Sheffield considered the title of "I Can Fix Him (No Really I Can)" a "quintessential Taylor song title" and highlighted her vocals: "she always takes a bit of sadistic pleasure singing those words to a man." In a ranking of the album's tracks, Jason Lipshutz of Billboard ranked the song 18th out of 31, saying that Swift "nicely operates in her lower register" and conveys the "half-convinced feeling" through lilted syllables.
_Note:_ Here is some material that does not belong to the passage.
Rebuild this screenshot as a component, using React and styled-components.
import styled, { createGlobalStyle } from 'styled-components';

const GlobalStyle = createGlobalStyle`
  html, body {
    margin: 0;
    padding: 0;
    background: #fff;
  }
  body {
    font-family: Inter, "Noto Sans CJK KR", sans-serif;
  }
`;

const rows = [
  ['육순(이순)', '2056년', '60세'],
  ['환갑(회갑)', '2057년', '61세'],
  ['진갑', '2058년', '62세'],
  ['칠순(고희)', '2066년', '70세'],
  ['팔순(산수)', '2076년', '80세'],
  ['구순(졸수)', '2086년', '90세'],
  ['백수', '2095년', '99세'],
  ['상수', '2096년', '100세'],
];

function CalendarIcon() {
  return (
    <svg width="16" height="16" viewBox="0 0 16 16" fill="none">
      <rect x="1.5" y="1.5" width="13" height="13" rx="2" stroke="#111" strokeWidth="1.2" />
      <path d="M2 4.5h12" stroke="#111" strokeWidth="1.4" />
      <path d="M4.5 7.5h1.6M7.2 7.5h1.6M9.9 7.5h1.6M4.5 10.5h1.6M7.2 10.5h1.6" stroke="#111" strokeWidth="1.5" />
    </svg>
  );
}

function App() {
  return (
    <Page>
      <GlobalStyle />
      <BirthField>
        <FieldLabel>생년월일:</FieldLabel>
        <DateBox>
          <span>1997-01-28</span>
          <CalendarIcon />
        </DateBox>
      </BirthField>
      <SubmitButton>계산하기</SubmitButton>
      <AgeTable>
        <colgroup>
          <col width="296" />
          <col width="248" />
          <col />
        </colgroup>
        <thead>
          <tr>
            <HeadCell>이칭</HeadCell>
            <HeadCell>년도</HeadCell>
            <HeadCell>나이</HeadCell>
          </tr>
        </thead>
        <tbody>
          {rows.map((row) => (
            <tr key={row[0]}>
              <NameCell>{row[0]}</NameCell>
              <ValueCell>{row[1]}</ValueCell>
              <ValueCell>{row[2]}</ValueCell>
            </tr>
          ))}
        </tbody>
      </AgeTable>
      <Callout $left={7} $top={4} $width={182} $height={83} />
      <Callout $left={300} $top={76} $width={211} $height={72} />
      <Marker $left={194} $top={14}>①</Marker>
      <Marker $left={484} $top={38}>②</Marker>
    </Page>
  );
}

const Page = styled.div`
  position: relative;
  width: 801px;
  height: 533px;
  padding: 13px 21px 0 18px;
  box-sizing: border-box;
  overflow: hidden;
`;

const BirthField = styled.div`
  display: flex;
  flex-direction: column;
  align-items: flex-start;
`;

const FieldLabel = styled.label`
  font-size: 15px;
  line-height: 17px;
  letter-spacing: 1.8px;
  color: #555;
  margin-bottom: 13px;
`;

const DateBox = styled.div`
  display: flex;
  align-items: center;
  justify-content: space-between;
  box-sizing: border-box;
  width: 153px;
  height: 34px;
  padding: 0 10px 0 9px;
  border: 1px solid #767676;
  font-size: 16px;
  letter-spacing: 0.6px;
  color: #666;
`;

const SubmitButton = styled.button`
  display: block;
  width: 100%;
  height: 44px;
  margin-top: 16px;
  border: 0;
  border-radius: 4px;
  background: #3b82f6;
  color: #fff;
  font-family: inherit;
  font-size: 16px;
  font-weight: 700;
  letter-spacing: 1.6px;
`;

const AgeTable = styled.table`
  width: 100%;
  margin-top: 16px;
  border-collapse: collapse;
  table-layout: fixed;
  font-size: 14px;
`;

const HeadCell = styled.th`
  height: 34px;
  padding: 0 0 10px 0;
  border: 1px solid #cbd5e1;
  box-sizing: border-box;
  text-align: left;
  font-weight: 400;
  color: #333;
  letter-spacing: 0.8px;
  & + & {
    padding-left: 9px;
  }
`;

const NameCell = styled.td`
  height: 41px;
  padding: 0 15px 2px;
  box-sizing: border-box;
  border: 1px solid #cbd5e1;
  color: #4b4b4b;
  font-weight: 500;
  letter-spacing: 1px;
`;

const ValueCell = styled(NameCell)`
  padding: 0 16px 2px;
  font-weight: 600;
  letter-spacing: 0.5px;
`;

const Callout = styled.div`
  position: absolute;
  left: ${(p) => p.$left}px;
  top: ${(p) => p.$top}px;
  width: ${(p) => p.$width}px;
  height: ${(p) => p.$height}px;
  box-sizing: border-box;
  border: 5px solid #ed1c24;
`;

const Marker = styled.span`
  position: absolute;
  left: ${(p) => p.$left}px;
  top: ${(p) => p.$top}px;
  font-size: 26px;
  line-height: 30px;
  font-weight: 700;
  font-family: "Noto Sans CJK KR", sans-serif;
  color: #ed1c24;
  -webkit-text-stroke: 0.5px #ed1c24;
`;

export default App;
However, Paste provided a negative review, saying that while the track showed Swift venturing to musical directions that evoked the "country renegades" before her like Tammy Wynette and Loretta Lynn, it fell flat due to her "self-aggrandizing inflation of importance, glinting through via a seismically-bland bridge".

==Personnel==
Credits adapted from the liner notes of The Tortured Poets Department
- Taylor Swift – lead vocals, songwriter, producer
- Jack Antonoff – producer, songwriter, programming, percussion, Moog Voyager, piano, Juno, Mellotron, bass, acoustic guitar, electric guitar
- Laura Sisk – engineering, recording
- Oli Jacobs – engineering, recording
- Christopher Rowe – engineering, recording
- Jack Manning – engineering assistance
- Jon Sher – engineering assistance
- Rémy Dumelz – engineering assistance
- Serban Ghenea – mixing
- Bryce Bordone – mix engineering
- Randy Merrill – mastering
- Ryan Smith – vinyl mastering

==Charts==

| Chart (2024) | Peak position |
|---|---|
| Australia (ARIA) | 19 |
| Canada Hot 100 (Billboard) | 22 |
| Czech Republic Singles Digital (ČNS IFPI) | 91 |
| France (SNEP) | 151 |
| Global 200 (Billboard) | 20 |
| Greece International (IFPI) | 40 |
| New Zealand (Recorded Music NZ) | 21 |
| Portugal (AFP) | 40 |
| Singapore (RIAS) | 19 |
| Sweden (Sverigetopplistan) | 62 |
| Swiss Streaming (Schweizer Hitparade) | 44 |
| UK Streaming (OCC) | 22 |
| US Billboard Hot 100 | 20 |

==Certification==

Certification for "I Can Fix Him (No Really I Can)"
| Region | Certification | Certified units/sales |
| Australia (ARIA) | Gold | 35,000^{‡} |
| Brazil (Pro-Música Brasil) | Platinum | 40,000^{‡} |
^{‡} Sales+streaming figures based on certification alone.